Copy the lines below as they are; omit the images they contain.

+-------+

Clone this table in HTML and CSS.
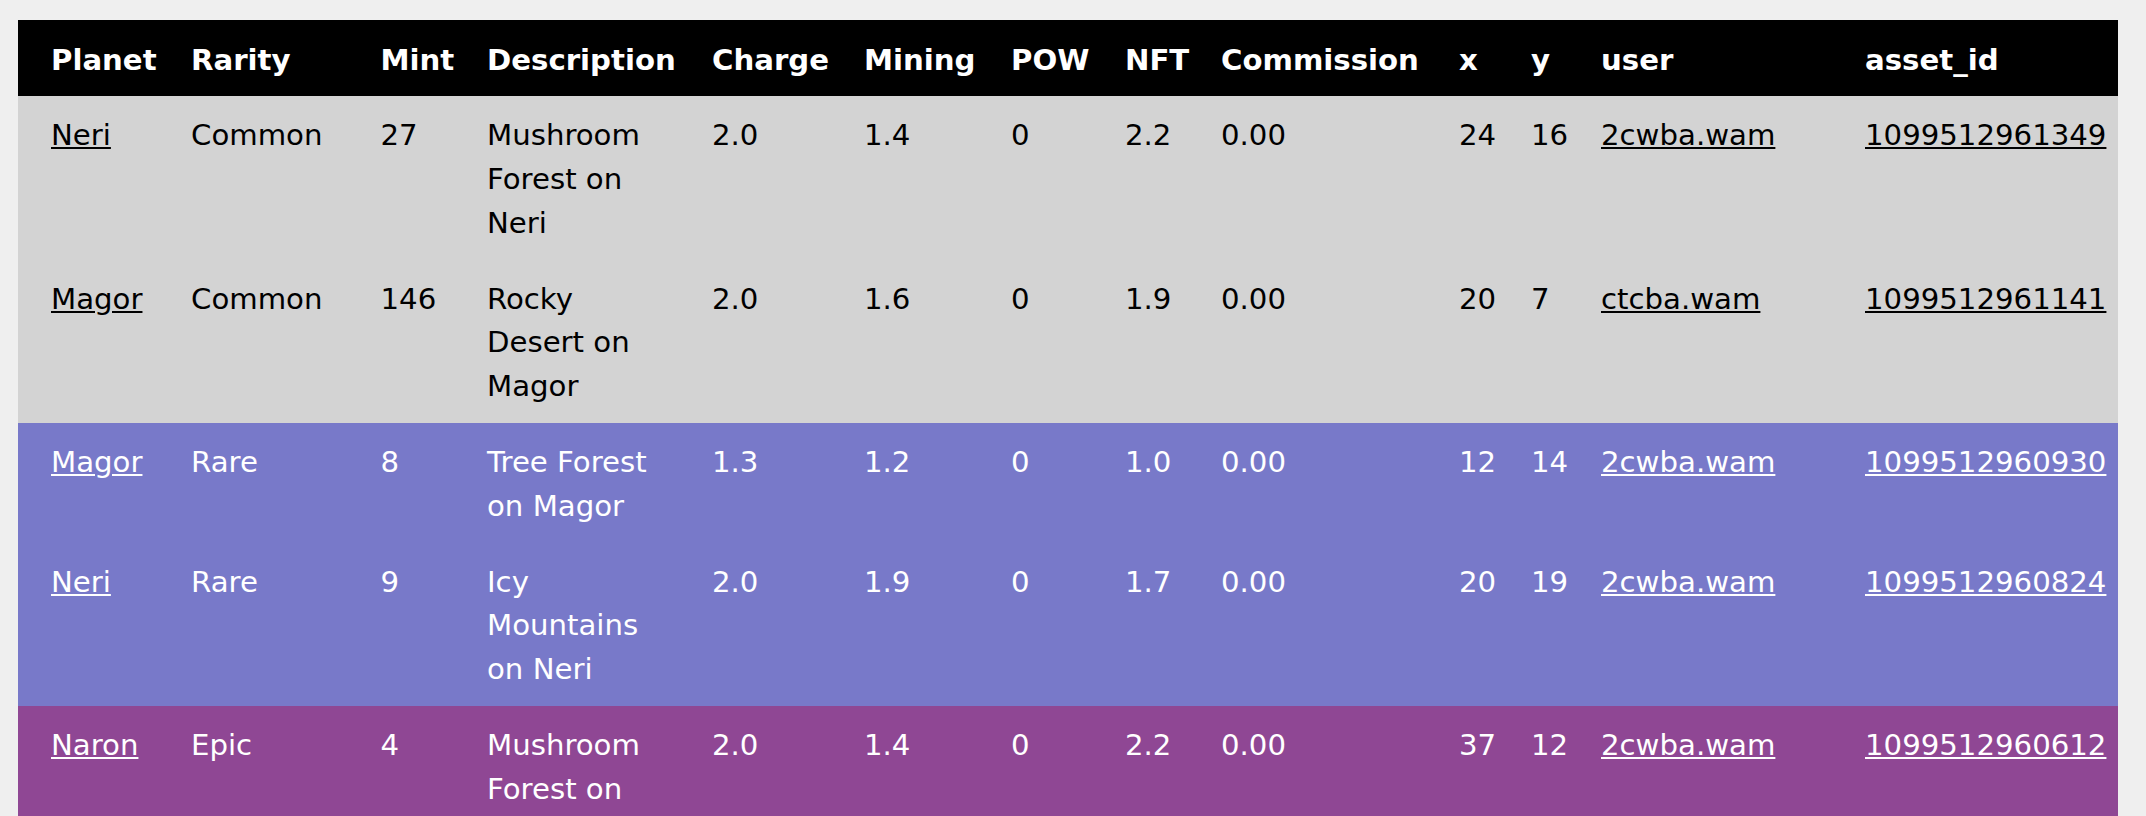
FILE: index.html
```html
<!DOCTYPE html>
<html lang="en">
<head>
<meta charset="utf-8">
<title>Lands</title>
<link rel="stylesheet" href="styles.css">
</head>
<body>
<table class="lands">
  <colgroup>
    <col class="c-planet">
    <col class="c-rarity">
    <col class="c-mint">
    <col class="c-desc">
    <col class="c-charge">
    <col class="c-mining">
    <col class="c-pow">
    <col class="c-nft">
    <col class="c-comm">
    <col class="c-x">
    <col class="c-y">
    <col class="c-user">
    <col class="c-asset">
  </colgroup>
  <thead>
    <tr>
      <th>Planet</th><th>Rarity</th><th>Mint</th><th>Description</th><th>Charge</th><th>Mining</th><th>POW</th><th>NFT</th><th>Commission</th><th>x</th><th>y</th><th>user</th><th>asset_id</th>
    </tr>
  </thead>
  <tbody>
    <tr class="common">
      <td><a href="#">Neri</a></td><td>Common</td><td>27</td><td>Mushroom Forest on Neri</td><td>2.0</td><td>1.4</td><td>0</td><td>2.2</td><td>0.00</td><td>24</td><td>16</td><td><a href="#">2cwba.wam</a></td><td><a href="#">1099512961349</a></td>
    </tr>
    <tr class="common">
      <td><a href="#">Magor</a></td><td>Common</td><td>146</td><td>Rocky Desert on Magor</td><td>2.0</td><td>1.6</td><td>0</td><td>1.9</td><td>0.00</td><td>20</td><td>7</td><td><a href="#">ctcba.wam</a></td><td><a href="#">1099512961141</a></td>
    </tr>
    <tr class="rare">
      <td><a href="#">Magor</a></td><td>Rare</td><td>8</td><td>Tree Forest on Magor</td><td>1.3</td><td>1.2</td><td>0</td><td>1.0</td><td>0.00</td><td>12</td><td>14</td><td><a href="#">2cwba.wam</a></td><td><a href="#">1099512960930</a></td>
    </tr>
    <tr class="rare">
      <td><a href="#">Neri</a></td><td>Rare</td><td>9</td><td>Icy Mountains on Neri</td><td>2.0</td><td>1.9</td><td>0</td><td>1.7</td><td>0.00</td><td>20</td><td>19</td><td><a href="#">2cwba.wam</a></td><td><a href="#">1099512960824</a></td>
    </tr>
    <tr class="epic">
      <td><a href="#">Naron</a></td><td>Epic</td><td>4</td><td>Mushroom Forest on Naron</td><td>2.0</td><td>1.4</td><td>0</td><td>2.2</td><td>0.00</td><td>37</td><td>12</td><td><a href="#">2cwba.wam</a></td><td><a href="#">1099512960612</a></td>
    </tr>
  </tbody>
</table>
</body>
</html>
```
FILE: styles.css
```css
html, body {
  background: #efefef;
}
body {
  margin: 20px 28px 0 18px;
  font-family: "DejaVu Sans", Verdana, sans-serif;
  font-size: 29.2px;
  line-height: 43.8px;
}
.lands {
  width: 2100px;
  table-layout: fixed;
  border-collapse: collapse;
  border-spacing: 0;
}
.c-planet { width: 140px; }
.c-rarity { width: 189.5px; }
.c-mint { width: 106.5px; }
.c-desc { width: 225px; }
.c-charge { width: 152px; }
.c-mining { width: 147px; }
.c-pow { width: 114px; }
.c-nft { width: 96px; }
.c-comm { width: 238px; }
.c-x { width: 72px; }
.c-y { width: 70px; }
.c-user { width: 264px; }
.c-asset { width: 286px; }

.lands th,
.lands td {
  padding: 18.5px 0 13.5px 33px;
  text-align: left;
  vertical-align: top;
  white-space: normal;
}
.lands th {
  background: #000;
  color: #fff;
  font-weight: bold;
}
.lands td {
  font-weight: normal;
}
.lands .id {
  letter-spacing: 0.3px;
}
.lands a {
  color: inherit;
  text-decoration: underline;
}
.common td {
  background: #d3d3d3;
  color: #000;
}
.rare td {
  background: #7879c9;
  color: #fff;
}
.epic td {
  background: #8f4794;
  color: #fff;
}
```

+-------+

_Exercise response:_
Clone this table in HTML and CSS.
FILE: index.html
```html
<!DOCTYPE html>
<html lang="en">
<head>
<meta charset="utf-8">
<title>Lands</title>
<link rel="stylesheet" href="styles.css">
</head>
<body>
<table class="lands">
  <colgroup>
    <col class="c-planet">
    <col class="c-rarity">
    <col class="c-mint">
    <col class="c-desc">
    <col class="c-charge">
    <col class="c-mining">
    <col class="c-pow">
    <col class="c-nft">
    <col class="c-comm">
    <col class="c-x">
    <col class="c-y">
    <col class="c-user">
    <col class="c-asset">
  </colgroup>
  <thead>
    <tr>
      <th>Planet</th><th>Rarity</th><th>Mint</th><th>Description</th><th>Charge</th><th>Mining</th><th>POW</th><th>NFT</th><th>Commission</th><th>x</th><th>y</th><th>user</th><th>asset_id</th>
    </tr>
  </thead>
  <tbody>
    <tr class="common">
      <td><a href="#">Neri</a></td><td>Common</td><td>27</td><td>Mushroom Forest on Neri</td><td>2.0</td><td>1.4</td><td>0</td><td>2.2</td><td>0.00</td><td>24</td><td>16</td><td><a href="#">2cwba.wam</a></td><td><a href="#">1099512961349</a></td>
    </tr>
    <tr class="common">
      <td><a href="#">Magor</a></td><td>Common</td><td>146</td><td>Rocky Desert on Magor</td><td>2.0</td><td>1.6</td><td>0</td><td>1.9</td><td>0.00</td><td>20</td><td>7</td><td><a href="#">ctcba.wam</a></td><td><a href="#">1099512961141</a></td>
    </tr>
    <tr class="rare">
      <td><a href="#">Magor</a></td><td>Rare</td><td>8</td><td>Tree Forest on Magor</td><td>1.3</td><td>1.2</td><td>0</td><td>1.0</td><td>0.00</td><td>12</td><td>14</td><td><a href="#">2cwba.wam</a></td><td><a href="#">1099512960930</a></td>
    </tr>
    <tr class="rare">
      <td><a href="#">Neri</a></td><td>Rare</td><td>9</td><td>Icy Mountains on Neri</td><td>2.0</td><td>1.9</td><td>0</td><td>1.7</td><td>0.00</td><td>20</td><td>19</td><td><a href="#">2cwba.wam</a></td><td><a href="#">1099512960824</a></td>
    </tr>
    <tr class="epic">
      <td><a href="#">Naron</a></td><td>Epic</td><td>4</td><td>Mushroom Forest on Naron</td><td>2.0</td><td>1.4</td><td>0</td><td>2.2</td><td>0.00</td><td>37</td><td>12</td><td><a href="#">2cwba.wam</a></td><td><a href="#">1099512960612</a></td>
    </tr>
  </tbody>
</table>
</body>
</html>
```
FILE: styles.css
```css
html, body {
  background: #efefef;
}
body {
  margin: 20px 28px 0 18px;
  font-family: "DejaVu Sans", Verdana, sans-serif;
  font-size: 29.2px;
  line-height: 43.8px;
}
.lands {
  width: 2100px;
  table-layout: fixed;
  border-collapse: collapse;
  border-spacing: 0;
}
.c-planet { width: 140px; }
.c-rarity { width: 189.5px; }
.c-mint { width: 106.5px; }
.c-desc { width: 225px; }
.c-charge { width: 152px; }
.c-mining { width: 147px; }
.c-pow { width: 114px; }
.c-nft { width: 96px; }
.c-comm { width: 238px; }
.c-x { width: 72px; }
.c-y { width: 70px; }
.c-user { width: 264px; }
.c-asset { width: 286px; }

.lands th,
.lands td {
  padding: 18.5px 0 13.5px 33px;
  text-align: left;
  vertical-align: top;
  white-space: normal;
}
.lands th {
  background: #000;
  color: #fff;
  font-weight: bold;
}
.lands td {
  font-weight: normal;
}
.lands .id {
  letter-spacing: 0.3px;
}
.lands a {
  color: inherit;
  text-decoration: underline;
}
.common td {
  background: #d3d3d3;
  color: #000;
}
.rare td {
  background: #7879c9;
  color: #fff;
}
.epic td {
  background: #8f4794;
  color: #fff;
}
```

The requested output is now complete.